Sheila Liming is an associate professor at Champlain College (Burlington, VT), where she teaches a mix of classes in literature, writing, media studies, and publishing. She is the author of two books, What a Library Means to a Woman (Minnesota UP, 2020) and Office (Bloomsbury, 2020). In her writing and research, she focuses on applying materialist critique to a broad swathe of American cultural and literary texts: her scholarship and reviews have appeared in journals like Criticism, ASAP/J, JML: Journal of Modern Literature, and American Literary History, while her essays and creative nonfiction have appeared in venues like The Atlantic, Lapham’s Quarterly, The Los Angeles Review of Books, McSweeney’s and The Chronicle Review.
Statement:
My involvement with ASAP stretches all the way back to ASAP/3 in 2011 when, as a graduate student at Carnegie Mellon University, I served as support staff for the conference.
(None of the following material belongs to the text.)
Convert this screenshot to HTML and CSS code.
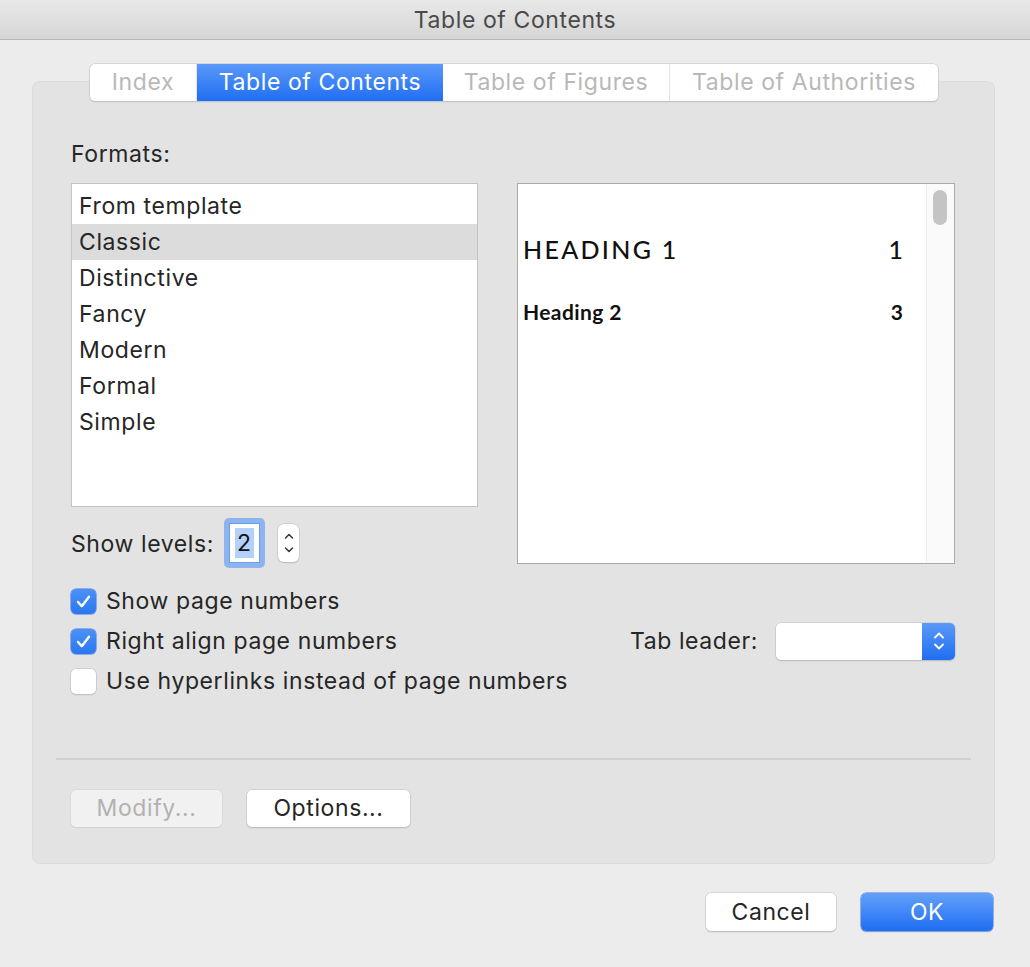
FILE: index.html
```html
<!DOCTYPE html>
<html>
<head>
<meta charset="utf-8">
<link rel="stylesheet" href="styles.css">
</head>
<body>
<div class="window">
  <div class="titlebar">Table of Contents</div>
  <div class="tabs-wrap">
    <div class="segmented">
      <div class="seg seg-index">Index</div>
      <div class="seg seg-active seg-toc">Table of Contents</div>
      <div class="seg seg-fig">Table of Figures</div>
      <div class="seg seg-auth">Table of Authorities</div>
    </div>
  </div>
  <div class="group">
    <div class="label formats-label">Formats:</div>
    <div class="top-row">
      <div class="left-col">
        <div class="listbox">
          <div class="list-item">From template</div>
          <div class="list-item selected">Classic</div>
          <div class="list-item">Distinctive</div>
          <div class="list-item">Fancy</div>
          <div class="list-item">Modern</div>
          <div class="list-item">Formal</div>
          <div class="list-item">Simple</div>
        </div>
        <div class="levels-row">
          <span class="label">Show levels:</span>
          <div class="focus-ring"><div class="num-field"><span class="sel">2</span></div></div>
          <div class="stepper">
            <svg width="12" height="30" viewBox="0 0 12 30"><path d="M2.5 10 L6 6.5 L9.5 10" fill="none" stroke="#3a3a3a" stroke-width="1.6" stroke-linecap="round" stroke-linejoin="round"/><path d="M2.5 20 L6 23.5 L9.5 20" fill="none" stroke="#3a3a3a" stroke-width="1.6" stroke-linecap="round" stroke-linejoin="round"/></svg>
          </div>
        </div>
      </div>
      <div class="preview">
        <div class="preview-body">
          <div class="pv-h1"><span>HEADING 1</span><span class="pv-num">1</span></div>
          <div class="pv-h2"><span>Heading 2</span><span class="pv-num">3</span></div>
        </div>
        <div class="scrolltrack"><div class="thumb"></div></div>
      </div>
    </div>
    <div class="checks">
      <div class="check-row">
        <div class="checkbox checked"><svg width="25" height="25" viewBox="0 0 25 25"><path d="M7 13 L10.8 17.2 L18 7.8" fill="none" stroke="#fff" stroke-width="2.4" stroke-linecap="round" stroke-linejoin="round"/></svg></div>
        <span class="label">Show page numbers</span>
      </div>
      <div class="check-row">
        <div class="checkbox checked"><svg width="25" height="25" viewBox="0 0 25 25"><path d="M7 13 L10.8 17.2 L18 7.8" fill="none" stroke="#fff" stroke-width="2.4" stroke-linecap="round" stroke-linejoin="round"/></svg></div>
        <span class="label">Right align page numbers</span>
        <div class="spacer"></div>
        <span class="label">Tab leader:</span>
        <div class="popup">
          <div class="popup-value"></div>
          <div class="popup-arrows">
            <svg width="14" height="28" viewBox="0 0 14 28"><path d="M3 10.5 L7 6.5 L11 10.5" fill="none" stroke="#fff" stroke-width="1.8" stroke-linecap="round" stroke-linejoin="round"/><path d="M3 17.5 L7 21.5 L11 17.5" fill="none" stroke="#fff" stroke-width="1.8" stroke-linecap="round" stroke-linejoin="round"/></svg>
          </div>
        </div>
      </div>
      <div class="check-row">
        <div class="checkbox"></div>
        <span class="label">Use hyperlinks instead of page numbers</span>
      </div>
    </div>
    <div class="separator"></div>
    <div class="group-buttons">
      <div class="btn btn-disabled btn-modify">Modify...</div>
      <div class="btn btn-options">Options...</div>
    </div>
  </div>
  <div class="footer">
    <div class="btn btn-cancel">Cancel</div>
    <div class="btn btn-primary btn-ok">OK</div>
  </div>
</div>
</body>
</html>
```

FILE: styles.css
```css
* { box-sizing: border-box; }
html, body {
  margin: 0;
  padding: 0;
}
body {
  background: #ececec;
  font-family: Inter, "Liberation Sans", sans-serif;
  font-size: 23px;
  letter-spacing: 0.6px;
  color: #262626;
  width: 1030px;
  height: 967px;
  overflow: hidden;
}
.window {
  width: 1030px;
  height: 967px;
  background: #ececec;
}
.titlebar {
  height: 40px;
  line-height: 40px;
  text-align: center;
  color: #4a4a4a;
  background: linear-gradient(#e9e9e9, #d5d5d5);
  border-bottom: 1px solid #b9b9b9;
}
.tabs-wrap {
  padding-top: 24px;
  padding-left: 90px;
  position: relative;
  z-index: 2;
}
.segmented {
  display: flex;
  width: 848px;
  height: 37px;
  background: #fff;
  border-radius: 5px;
  box-shadow: 0 0 0 0.5px #c4c4c4, 0 1px 1.5px rgba(0,0,0,0.18);
  overflow: hidden;
}
.seg {
  height: 37px;
  line-height: 37px;
  text-align: center;
  color: #b8b8b8;
  border-right: 1px solid #e4e4e4;
}
.seg:last-child { border-right: none; }
.seg-index { width: 107px; }
.seg-toc { width: 246px; }
.seg-fig { width: 227px; }
.seg-auth { width: 268px; }
.seg-active {
  color: #fff;
  background: linear-gradient(#5a98f9, #1f6ef2);
  border-right: none;
}
.group {
  margin: -19px 36px 0 33px;
  height: 781px;
  background: #e3e3e3;
  border-radius: 7px;
  box-shadow: 0 0 0 1px #dcdcdc;
  padding: 59px 39px 0 38px;
  position: relative;
  z-index: 1;
}
.label {
  color: #262626;
  white-space: nowrap;
}
.formats-label {
  height: 26px;
  line-height: 26px;
  margin-bottom: 16px;
}
.top-row {
  display: flex;
  gap: 39px;
}
.left-col {
  width: 407px;
}
.listbox {
  height: 324px;
  background: #fff;
  border: 1px solid #c3c3c3;
  padding-top: 4px;
}
.list-item {
  height: 36px;
  line-height: 36px;
  padding-left: 7px;
  color: #262626;
}
.list-item.selected {
  background: #dcdcdc;
}
.levels-row {
  margin-top: 11px;
  height: 50px;
  display: flex;
  align-items: center;
}
.levels-row .label {
  width: 153px;
  padding-top: 2px;
}
.focus-ring {
  width: 41px;
  height: 50px;
  border-radius: 5px;
  background: #8db4ee;
  padding: 5px;
}
.num-field {
  width: 31px;
  height: 40px;
  background: #fff;
  border: 1px solid #6e9fe6;
  display: flex;
  align-items: center;
  padding-left: 5px;
  letter-spacing: 0;
}
.sel {
  background: #b3d2fb;
  color: #111;
  line-height: 30px;
  padding: 0 3px 0 2px;
}
.stepper {
  margin-left: 13px;
  width: 21px;
  height: 38px;
  background: #fff;
  border-radius: 6px;
  box-shadow: 0 0 0 0.5px #c2c2c2, 0 1px 1.5px rgba(0,0,0,0.2);
  display: flex;
  align-items: center;
  justify-content: center;
}
.preview {
  width: 438px;
  height: 381px;
  background: #fff;
  border: 1px solid #a9a9a9;
  display: flex;
}
.preview-body {
  flex: 1;
  padding: 0 23px 0 5px;
  color: #111;
}
.pv-h1 {
  margin-top: 47px;
  height: 36px;
  line-height: 36px;
  display: flex;
  justify-content: space-between;
  font-family: Lato, "Open Sans", sans-serif;
  font-size: 25px;
  letter-spacing: 2.3px;
  font-weight: 500;
}
.pv-num { letter-spacing: 0; }
.pv-h2 {
  margin-top: 32px;
  height: 26px;
  line-height: 26px;
  display: flex;
  justify-content: space-between;
  font-family: Lato, "Open Sans", sans-serif;
  font-size: 21px;
  letter-spacing: 0.4px;
  font-weight: 700;
}
.scrolltrack {
  width: 28px;
  background: #fafafa;
  border-left: 1px solid #ececec;
  padding: 6px 0 0 6px;
}
.thumb {
  width: 14px;
  height: 35px;
  border-radius: 7px;
  background: #c4c4c4;
}
.checks {
  margin-top: 13px;
  display: flex;
  flex-direction: column;
}
.check-row {
  height: 40px;
  display: flex;
  align-items: center;
}
.checkbox {
  width: 25px;
  height: 25px;
  border-radius: 5px;
  background: #fff;
  box-shadow: 0 0 0 0.5px #bdbdbd, 0 1px 1.5px rgba(0,0,0,0.15);
  margin-right: 10px;
  flex: none;
}
.checkbox.checked {
  background: linear-gradient(#4c91f8, #2b77f2);
  box-shadow: 0 0 0 0.5px #3a78e0;
}
.checkbox svg { display: block; }
.spacer { flex: 1; }
.popup {
  margin-left: 18px;
  width: 179px;
  height: 37px;
  display: flex;
  border-radius: 5px;
  background: #fff;
  box-shadow: 0 0 0 0.5px #c2c2c2, 0 1px 1.5px rgba(0,0,0,0.2);
  overflow: hidden;
  flex: none;
}
.popup-value { flex: 1; }
.popup-arrows {
  width: 33px;
  background: linear-gradient(#5b99f9, #1f6ef2);
  display: flex;
  align-items: center;
  justify-content: center;
}
.separator {
  margin: 57px -16px 0 -15px;
  height: 2px;
  background: #d0d0d0;
}
.group-buttons {
  margin-top: 30px;
  display: flex;
  gap: 25px;
}
.btn {
  height: 37px;
  line-height: 37px;
  text-align: center;
  background: #fff;
  border-radius: 5px;
  box-shadow: 0 0 0 0.5px #c2c2c2, 0 1px 1.5px rgba(0,0,0,0.22);
  color: #262626;
}
.btn-modify { width: 151px; }
.btn-options { width: 163px; }
.btn-disabled {
  background: #f1f1f1;
  color: #b2b2b2;
  box-shadow: 0 0 0 0.5px #d2d2d2, 0 1px 1px rgba(0,0,0,0.08);
}
.footer {
  margin-top: 30px;
  padding-right: 37px;
  display: flex;
  justify-content: flex-end;
  gap: 25px;
}
.footer .btn { height: 38px; line-height: 38px; }
.btn-cancel { width: 130px; }
.btn-ok { width: 132px; }
.btn-primary {
  color: #fff;
  background: linear-gradient(#64a0fa, #1f6ef2);
  box-shadow: 0 0 0 0.5px #3f7fe6, 0 1px 1.5px rgba(0,0,0,0.2);
}
```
I was immediately taken with the organization’s scope and daring and, in particular, with the way that it pairs on-the-ground discussions of artistic practice with invested criticism and analysis. Since then, I’ve come to see ASAP as an ideal venue for piloting some of my own boldest and most adventurous critical projects. In joining the ASAP Motherboard, my primary aim would be to help field comments, concerns, and recommendations from organization members—especially from graduate students, contingent / non-tenure track scholars, arts practitioners, and others representing non-dominant facets of the academic labor spectrum. I would seek to use these recommendations and comments to launch new initiatives on behalf of the organization that help to highlight and advocate for these particular sectors of its membership.